= Provided records =

--- Start ---

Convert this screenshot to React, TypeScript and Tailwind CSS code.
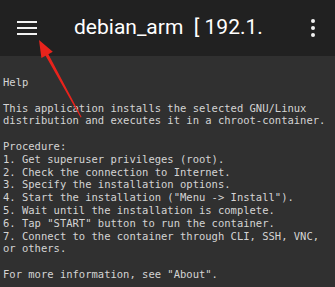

--- End ---
--- Start ---

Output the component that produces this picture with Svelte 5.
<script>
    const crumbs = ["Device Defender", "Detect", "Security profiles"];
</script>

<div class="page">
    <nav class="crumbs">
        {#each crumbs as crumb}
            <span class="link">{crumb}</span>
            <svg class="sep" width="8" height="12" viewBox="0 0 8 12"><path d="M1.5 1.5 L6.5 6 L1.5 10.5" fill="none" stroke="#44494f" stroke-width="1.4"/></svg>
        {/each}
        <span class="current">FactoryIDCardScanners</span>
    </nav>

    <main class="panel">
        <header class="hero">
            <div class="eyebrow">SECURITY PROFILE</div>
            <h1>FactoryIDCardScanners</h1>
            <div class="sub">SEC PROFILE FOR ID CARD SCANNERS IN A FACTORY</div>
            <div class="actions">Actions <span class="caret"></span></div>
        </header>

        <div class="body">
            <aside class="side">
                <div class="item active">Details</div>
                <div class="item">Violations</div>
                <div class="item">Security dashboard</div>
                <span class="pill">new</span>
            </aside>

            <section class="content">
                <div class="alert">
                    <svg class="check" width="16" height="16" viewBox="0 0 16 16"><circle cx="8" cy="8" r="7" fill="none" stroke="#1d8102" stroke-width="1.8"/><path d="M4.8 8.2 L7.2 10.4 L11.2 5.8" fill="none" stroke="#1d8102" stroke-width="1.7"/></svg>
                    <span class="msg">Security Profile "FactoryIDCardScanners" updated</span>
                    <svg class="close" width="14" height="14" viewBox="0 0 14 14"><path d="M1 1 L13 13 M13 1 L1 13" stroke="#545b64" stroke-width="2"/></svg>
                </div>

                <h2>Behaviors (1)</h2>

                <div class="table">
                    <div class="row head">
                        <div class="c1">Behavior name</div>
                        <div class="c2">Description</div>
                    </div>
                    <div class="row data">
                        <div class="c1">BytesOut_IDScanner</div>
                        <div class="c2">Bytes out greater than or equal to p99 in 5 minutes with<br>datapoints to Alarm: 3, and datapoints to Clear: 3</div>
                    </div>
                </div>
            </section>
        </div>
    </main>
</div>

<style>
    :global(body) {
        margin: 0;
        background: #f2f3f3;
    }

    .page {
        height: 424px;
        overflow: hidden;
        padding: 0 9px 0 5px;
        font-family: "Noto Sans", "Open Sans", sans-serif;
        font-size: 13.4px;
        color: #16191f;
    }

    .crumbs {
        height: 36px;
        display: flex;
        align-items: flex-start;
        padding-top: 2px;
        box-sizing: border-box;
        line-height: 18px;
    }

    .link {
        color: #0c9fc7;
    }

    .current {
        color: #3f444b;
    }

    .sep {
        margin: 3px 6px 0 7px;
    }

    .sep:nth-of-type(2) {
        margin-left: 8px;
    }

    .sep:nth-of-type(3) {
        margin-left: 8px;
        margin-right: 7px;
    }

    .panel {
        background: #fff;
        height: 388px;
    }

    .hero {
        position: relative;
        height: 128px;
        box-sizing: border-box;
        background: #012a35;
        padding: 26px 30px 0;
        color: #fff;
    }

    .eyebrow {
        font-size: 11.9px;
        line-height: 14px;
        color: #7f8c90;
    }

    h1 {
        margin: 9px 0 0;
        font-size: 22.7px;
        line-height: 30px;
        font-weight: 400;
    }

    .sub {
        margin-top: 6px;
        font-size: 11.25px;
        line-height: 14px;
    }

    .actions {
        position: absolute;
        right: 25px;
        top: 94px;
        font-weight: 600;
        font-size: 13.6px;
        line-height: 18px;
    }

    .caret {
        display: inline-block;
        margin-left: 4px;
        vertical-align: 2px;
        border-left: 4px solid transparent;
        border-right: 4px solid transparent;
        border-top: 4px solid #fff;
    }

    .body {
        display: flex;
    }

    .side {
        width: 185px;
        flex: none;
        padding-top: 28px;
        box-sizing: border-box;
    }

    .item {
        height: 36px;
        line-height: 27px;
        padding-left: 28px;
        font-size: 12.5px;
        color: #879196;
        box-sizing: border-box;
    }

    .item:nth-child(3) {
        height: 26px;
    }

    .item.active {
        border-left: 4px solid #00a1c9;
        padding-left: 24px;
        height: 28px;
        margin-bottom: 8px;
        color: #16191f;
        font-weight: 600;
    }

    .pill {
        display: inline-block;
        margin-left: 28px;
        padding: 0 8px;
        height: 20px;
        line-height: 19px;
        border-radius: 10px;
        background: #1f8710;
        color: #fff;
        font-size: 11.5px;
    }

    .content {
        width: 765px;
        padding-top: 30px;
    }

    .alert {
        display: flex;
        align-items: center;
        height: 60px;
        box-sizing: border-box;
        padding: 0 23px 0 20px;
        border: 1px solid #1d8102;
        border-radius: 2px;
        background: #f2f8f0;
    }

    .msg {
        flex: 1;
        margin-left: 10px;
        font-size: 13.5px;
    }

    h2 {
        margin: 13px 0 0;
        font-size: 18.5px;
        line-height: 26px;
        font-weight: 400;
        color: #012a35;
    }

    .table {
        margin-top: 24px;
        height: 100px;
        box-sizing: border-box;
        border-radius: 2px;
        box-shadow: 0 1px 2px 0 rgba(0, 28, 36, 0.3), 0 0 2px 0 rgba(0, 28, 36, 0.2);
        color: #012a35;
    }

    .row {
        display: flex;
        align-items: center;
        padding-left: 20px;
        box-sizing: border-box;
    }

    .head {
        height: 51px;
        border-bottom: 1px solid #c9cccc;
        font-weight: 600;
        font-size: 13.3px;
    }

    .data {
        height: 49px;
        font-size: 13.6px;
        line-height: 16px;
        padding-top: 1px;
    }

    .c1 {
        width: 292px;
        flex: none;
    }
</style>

--- End ---

= Your instructions =
Give back exactly the lines from the line that has "Output the component" to the line that has "<h2>Behaviors (1)</h2>", both included, and leave out all others.

= Expected answer =
Output the component that produces this picture with Svelte 5.
<script>
    const crumbs = ["Device Defender", "Detect", "Security profiles"];
</script>

<div class="page">
    <nav class="crumbs">
        {#each crumbs as crumb}
            <span class="link">{crumb}</span>
            <svg class="sep" width="8" height="12" viewBox="0 0 8 12"><path d="M1.5 1.5 L6.5 6 L1.5 10.5" fill="none" stroke="#44494f" stroke-width="1.4"/></svg>
        {/each}
        <span class="current">FactoryIDCardScanners</span>
    </nav>

    <main class="panel">
        <header class="hero">
            <div class="eyebrow">SECURITY PROFILE</div>
            <h1>FactoryIDCardScanners</h1>
            <div class="sub">SEC PROFILE FOR ID CARD SCANNERS IN A FACTORY</div>
            <div class="actions">Actions <span class="caret"></span></div>
        </header>

        <div class="body">
            <aside class="side">
                <div class="item active">Details</div>
                <div class="item">Violations</div>
                <div class="item">Security dashboard</div>
                <span class="pill">new</span>
            </aside>

            <section class="content">
                <div class="alert">
                    <svg class="check" width="16" height="16" viewBox="0 0 16 16"><circle cx="8" cy="8" r="7" fill="none" stroke="#1d8102" stroke-width="1.8"/><path d="M4.8 8.2 L7.2 10.4 L11.2 5.8" fill="none" stroke="#1d8102" stroke-width="1.7"/></svg>
                    <span class="msg">Security Profile "FactoryIDCardScanners" updated</span>
                    <svg class="close" width="14" height="14" viewBox="0 0 14 14"><path d="M1 1 L13 13 M13 1 L1 13" stroke="#545b64" stroke-width="2"/></svg>
                </div>

                <h2>Behaviors (1)</h2>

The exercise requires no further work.